Objective:
Repeat the material below exactly, with no pictures.

Data excerpt:
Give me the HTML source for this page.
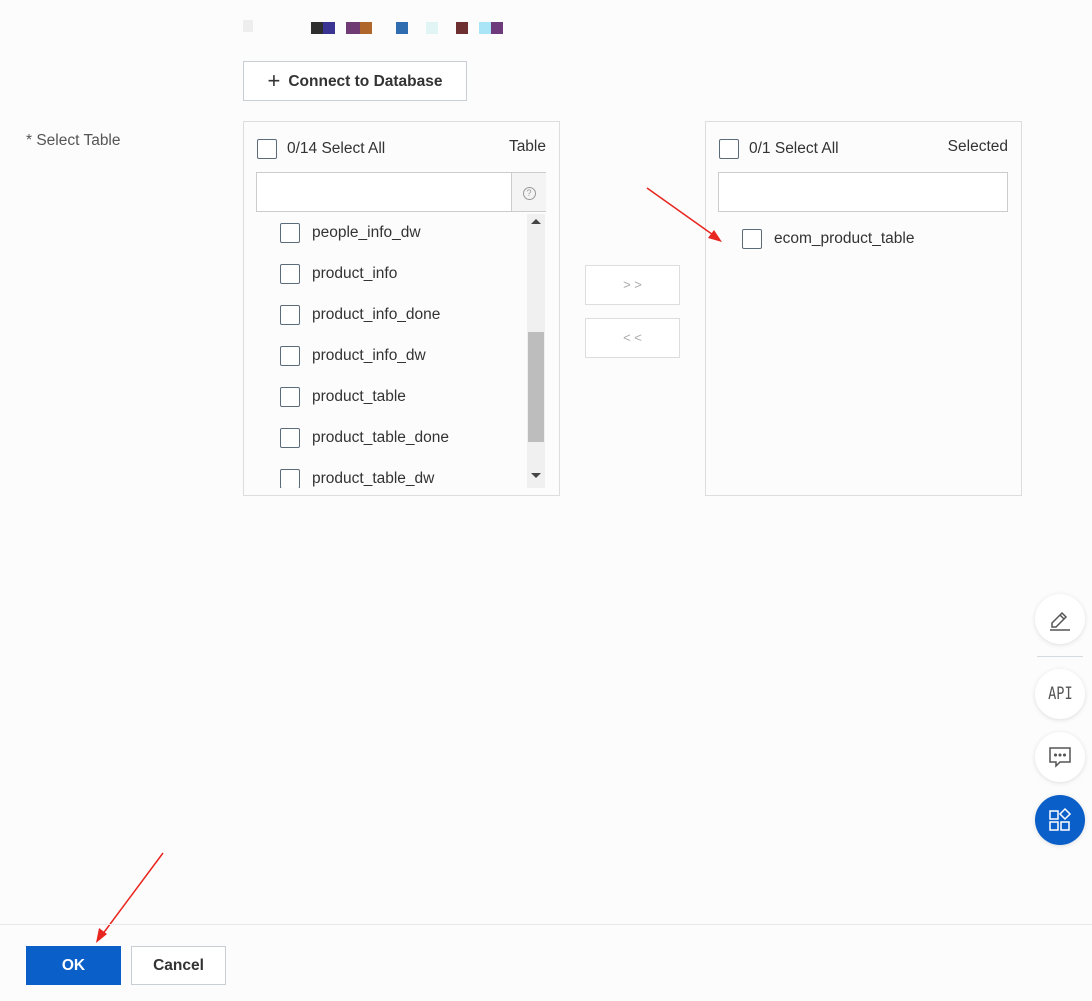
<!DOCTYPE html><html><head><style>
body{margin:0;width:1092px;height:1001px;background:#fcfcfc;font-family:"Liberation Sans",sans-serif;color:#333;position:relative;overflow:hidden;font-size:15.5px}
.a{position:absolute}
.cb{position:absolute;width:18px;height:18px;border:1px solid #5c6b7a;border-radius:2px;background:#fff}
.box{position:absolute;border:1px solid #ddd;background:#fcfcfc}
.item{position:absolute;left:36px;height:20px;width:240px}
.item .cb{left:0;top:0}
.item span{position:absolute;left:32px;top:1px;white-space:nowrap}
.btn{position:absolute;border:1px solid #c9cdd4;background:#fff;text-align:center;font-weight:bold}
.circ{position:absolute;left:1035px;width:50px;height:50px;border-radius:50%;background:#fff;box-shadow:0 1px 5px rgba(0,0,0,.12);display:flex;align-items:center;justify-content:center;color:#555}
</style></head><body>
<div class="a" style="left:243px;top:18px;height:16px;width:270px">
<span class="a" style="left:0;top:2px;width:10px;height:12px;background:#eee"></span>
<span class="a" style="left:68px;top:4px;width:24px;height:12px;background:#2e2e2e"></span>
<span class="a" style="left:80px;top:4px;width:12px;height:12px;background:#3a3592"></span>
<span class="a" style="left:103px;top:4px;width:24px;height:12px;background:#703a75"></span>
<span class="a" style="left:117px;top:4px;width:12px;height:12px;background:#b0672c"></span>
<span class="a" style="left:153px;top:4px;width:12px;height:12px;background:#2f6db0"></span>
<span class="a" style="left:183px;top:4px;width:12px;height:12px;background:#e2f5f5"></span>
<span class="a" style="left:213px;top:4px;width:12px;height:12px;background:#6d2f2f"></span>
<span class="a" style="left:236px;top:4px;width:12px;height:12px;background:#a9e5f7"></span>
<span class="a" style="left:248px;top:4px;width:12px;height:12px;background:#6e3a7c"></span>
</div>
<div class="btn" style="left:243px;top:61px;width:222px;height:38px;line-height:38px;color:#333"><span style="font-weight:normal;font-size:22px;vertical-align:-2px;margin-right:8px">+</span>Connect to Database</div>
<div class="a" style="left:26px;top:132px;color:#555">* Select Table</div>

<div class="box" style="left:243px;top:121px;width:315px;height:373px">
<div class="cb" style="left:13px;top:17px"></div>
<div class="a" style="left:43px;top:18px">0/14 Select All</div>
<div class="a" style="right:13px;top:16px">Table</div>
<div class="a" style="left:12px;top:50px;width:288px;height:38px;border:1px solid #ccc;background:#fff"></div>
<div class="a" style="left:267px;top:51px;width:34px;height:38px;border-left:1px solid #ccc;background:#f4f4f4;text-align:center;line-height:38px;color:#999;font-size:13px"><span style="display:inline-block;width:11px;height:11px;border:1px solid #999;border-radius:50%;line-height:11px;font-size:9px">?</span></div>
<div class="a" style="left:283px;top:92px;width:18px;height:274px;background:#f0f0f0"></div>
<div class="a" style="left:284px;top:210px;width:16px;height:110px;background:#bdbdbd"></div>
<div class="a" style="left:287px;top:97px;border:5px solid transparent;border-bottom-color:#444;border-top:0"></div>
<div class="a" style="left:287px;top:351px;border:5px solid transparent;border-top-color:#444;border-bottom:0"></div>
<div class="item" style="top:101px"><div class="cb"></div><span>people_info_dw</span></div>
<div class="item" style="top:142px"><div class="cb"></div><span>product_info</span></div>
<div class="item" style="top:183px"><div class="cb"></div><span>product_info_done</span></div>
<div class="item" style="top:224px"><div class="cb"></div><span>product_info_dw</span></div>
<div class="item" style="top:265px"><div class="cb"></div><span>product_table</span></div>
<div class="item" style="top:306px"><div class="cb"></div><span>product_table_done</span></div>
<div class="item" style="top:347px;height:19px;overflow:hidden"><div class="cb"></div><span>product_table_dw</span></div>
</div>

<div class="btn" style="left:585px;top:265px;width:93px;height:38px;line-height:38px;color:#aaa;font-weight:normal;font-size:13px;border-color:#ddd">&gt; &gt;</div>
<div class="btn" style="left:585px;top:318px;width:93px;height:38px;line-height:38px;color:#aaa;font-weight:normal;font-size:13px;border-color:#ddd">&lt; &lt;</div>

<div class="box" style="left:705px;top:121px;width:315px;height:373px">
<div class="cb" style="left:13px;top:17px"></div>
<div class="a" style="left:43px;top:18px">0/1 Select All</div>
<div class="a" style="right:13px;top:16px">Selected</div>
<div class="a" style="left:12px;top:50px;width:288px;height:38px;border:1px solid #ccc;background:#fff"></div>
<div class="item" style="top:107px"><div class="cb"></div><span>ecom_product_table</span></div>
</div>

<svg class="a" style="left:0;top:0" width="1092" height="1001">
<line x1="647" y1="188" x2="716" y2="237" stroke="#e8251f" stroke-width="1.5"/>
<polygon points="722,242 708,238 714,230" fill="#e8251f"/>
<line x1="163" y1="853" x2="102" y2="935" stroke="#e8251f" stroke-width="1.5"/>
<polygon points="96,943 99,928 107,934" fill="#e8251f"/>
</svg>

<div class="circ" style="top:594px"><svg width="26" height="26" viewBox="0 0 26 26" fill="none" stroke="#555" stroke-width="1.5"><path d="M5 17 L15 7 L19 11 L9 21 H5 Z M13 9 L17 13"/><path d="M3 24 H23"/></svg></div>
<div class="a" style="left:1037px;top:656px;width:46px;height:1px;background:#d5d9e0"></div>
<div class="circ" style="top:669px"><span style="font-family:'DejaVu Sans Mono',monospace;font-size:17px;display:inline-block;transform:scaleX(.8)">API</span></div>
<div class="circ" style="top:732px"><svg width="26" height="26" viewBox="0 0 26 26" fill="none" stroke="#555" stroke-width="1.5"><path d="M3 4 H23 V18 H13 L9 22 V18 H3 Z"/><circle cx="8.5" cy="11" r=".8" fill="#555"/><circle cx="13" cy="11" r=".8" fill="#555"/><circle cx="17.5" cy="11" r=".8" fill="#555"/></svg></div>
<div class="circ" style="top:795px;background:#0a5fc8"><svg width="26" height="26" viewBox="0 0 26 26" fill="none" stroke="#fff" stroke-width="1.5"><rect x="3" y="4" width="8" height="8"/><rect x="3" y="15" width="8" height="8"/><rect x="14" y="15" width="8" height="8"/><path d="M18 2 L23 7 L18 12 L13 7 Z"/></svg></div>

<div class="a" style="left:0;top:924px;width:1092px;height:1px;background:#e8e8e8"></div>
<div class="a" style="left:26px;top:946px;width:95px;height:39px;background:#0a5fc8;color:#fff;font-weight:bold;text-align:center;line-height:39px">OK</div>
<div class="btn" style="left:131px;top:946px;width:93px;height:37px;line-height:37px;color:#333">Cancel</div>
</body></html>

Final result:
Give me the HTML source for this page.
<!DOCTYPE html><html><head><style>
body{margin:0;width:1092px;height:1001px;background:#fcfcfc;font-family:"Liberation Sans",sans-serif;color:#333;position:relative;overflow:hidden;font-size:15.5px}
.a{position:absolute}
.cb{position:absolute;width:18px;height:18px;border:1px solid #5c6b7a;border-radius:2px;background:#fff}
.box{position:absolute;border:1px solid #ddd;background:#fcfcfc}
.item{position:absolute;left:36px;height:20px;width:240px}
.item .cb{left:0;top:0}
.item span{position:absolute;left:32px;top:1px;white-space:nowrap}
.btn{position:absolute;border:1px solid #c9cdd4;background:#fff;text-align:center;font-weight:bold}
.circ{position:absolute;left:1035px;width:50px;height:50px;border-radius:50%;background:#fff;box-shadow:0 1px 5px rgba(0,0,0,.12);display:flex;align-items:center;justify-content:center;color:#555}
</style></head><body>
<div class="a" style="left:243px;top:18px;height:16px;width:270px">
<span class="a" style="left:0;top:2px;width:10px;height:12px;background:#eee"></span>
<span class="a" style="left:68px;top:4px;width:24px;height:12px;background:#2e2e2e"></span>
<span class="a" style="left:80px;top:4px;width:12px;height:12px;background:#3a3592"></span>
<span class="a" style="left:103px;top:4px;width:24px;height:12px;background:#703a75"></span>
<span class="a" style="left:117px;top:4px;width:12px;height:12px;background:#b0672c"></span>
<span class="a" style="left:153px;top:4px;width:12px;height:12px;background:#2f6db0"></span>
<span class="a" style="left:183px;top:4px;width:12px;height:12px;background:#e2f5f5"></span>
<span class="a" style="left:213px;top:4px;width:12px;height:12px;background:#6d2f2f"></span>
<span class="a" style="left:236px;top:4px;width:12px;height:12px;background:#a9e5f7"></span>
<span class="a" style="left:248px;top:4px;width:12px;height:12px;background:#6e3a7c"></span>
</div>
<div class="btn" style="left:243px;top:61px;width:222px;height:38px;line-height:38px;color:#333"><span style="font-weight:normal;font-size:22px;vertical-align:-2px;margin-right:8px">+</span>Connect to Database</div>
<div class="a" style="left:26px;top:132px;color:#555">* Select Table</div>

<div class="box" style="left:243px;top:121px;width:315px;height:373px">
<div class="cb" style="left:13px;top:17px"></div>
<div class="a" style="left:43px;top:18px">0/14 Select All</div>
<div class="a" style="right:13px;top:16px">Table</div>
<div class="a" style="left:12px;top:50px;width:288px;height:38px;border:1px solid #ccc;background:#fff"></div>
<div class="a" style="left:267px;top:51px;width:34px;height:38px;border-left:1px solid #ccc;background:#f4f4f4;text-align:center;line-height:38px;color:#999;font-size:13px"><span style="display:inline-block;width:11px;height:11px;border:1px solid #999;border-radius:50%;line-height:11px;font-size:9px">?</span></div>
<div class="a" style="left:283px;top:92px;width:18px;height:274px;background:#f0f0f0"></div>
<div class="a" style="left:284px;top:210px;width:16px;height:110px;background:#bdbdbd"></div>
<div class="a" style="left:287px;top:97px;border:5px solid transparent;border-bottom-color:#444;border-top:0"></div>
<div class="a" style="left:287px;top:351px;border:5px solid transparent;border-top-color:#444;border-bottom:0"></div>
<div class="item" style="top:101px"><div class="cb"></div><span>people_info_dw</span></div>
<div class="item" style="top:142px"><div class="cb"></div><span>product_info</span></div>
<div class="item" style="top:183px"><div class="cb"></div><span>product_info_done</span></div>
<div class="item" style="top:224px"><div class="cb"></div><span>product_info_dw</span></div>
<div class="item" style="top:265px"><div class="cb"></div><span>product_table</span></div>
<div class="item" style="top:306px"><div class="cb"></div><span>product_table_done</span></div>
<div class="item" style="top:347px;height:19px;overflow:hidden"><div class="cb"></div><span>product_table_dw</span></div>
</div>

<div class="btn" style="left:585px;top:265px;width:93px;height:38px;line-height:38px;color:#aaa;font-weight:normal;font-size:13px;border-color:#ddd">&gt; &gt;</div>
<div class="btn" style="left:585px;top:318px;width:93px;height:38px;line-height:38px;color:#aaa;font-weight:normal;font-size:13px;border-color:#ddd">&lt; &lt;</div>

<div class="box" style="left:705px;top:121px;width:315px;height:373px">
<div class="cb" style="left:13px;top:17px"></div>
<div class="a" style="left:43px;top:18px">0/1 Select All</div>
<div class="a" style="right:13px;top:16px">Selected</div>
<div class="a" style="left:12px;top:50px;width:288px;height:38px;border:1px solid #ccc;background:#fff"></div>
<div class="item" style="top:107px"><div class="cb"></div><span>ecom_product_table</span></div>
</div>

<svg class="a" style="left:0;top:0" width="1092" height="1001">
<line x1="647" y1="188" x2="716" y2="237" stroke="#e8251f" stroke-width="1.5"/>
<polygon points="722,242 708,238 714,230" fill="#e8251f"/>
<line x1="163" y1="853" x2="102" y2="935" stroke="#e8251f" stroke-width="1.5"/>
<polygon points="96,943 99,928 107,934" fill="#e8251f"/>
</svg>

<div class="circ" style="top:594px"><svg width="26" height="26" viewBox="0 0 26 26" fill="none" stroke="#555" stroke-width="1.5"><path d="M5 17 L15 7 L19 11 L9 21 H5 Z M13 9 L17 13"/><path d="M3 24 H23"/></svg></div>
<div class="a" style="left:1037px;top:656px;width:46px;height:1px;background:#d5d9e0"></div>
<div class="circ" style="top:669px"><span style="font-family:'DejaVu Sans Mono',monospace;font-size:17px;display:inline-block;transform:scaleX(.8)">API</span></div>
<div class="circ" style="top:732px"><svg width="26" height="26" viewBox="0 0 26 26" fill="none" stroke="#555" stroke-width="1.5"><path d="M3 4 H23 V18 H13 L9 22 V18 H3 Z"/><circle cx="8.5" cy="11" r=".8" fill="#555"/><circle cx="13" cy="11" r=".8" fill="#555"/><circle cx="17.5" cy="11" r=".8" fill="#555"/></svg></div>
<div class="circ" style="top:795px;background:#0a5fc8"><svg width="26" height="26" viewBox="0 0 26 26" fill="none" stroke="#fff" stroke-width="1.5"><rect x="3" y="4" width="8" height="8"/><rect x="3" y="15" width="8" height="8"/><rect x="14" y="15" width="8" height="8"/><path d="M18 2 L23 7 L18 12 L13 7 Z"/></svg></div>

<div class="a" style="left:0;top:924px;width:1092px;height:1px;background:#e8e8e8"></div>
<div class="a" style="left:26px;top:946px;width:95px;height:39px;background:#0a5fc8;color:#fff;font-weight:bold;text-align:center;line-height:39px">OK</div>
<div class="btn" style="left:131px;top:946px;width:93px;height:37px;line-height:37px;color:#333">Cancel</div>
</body></html>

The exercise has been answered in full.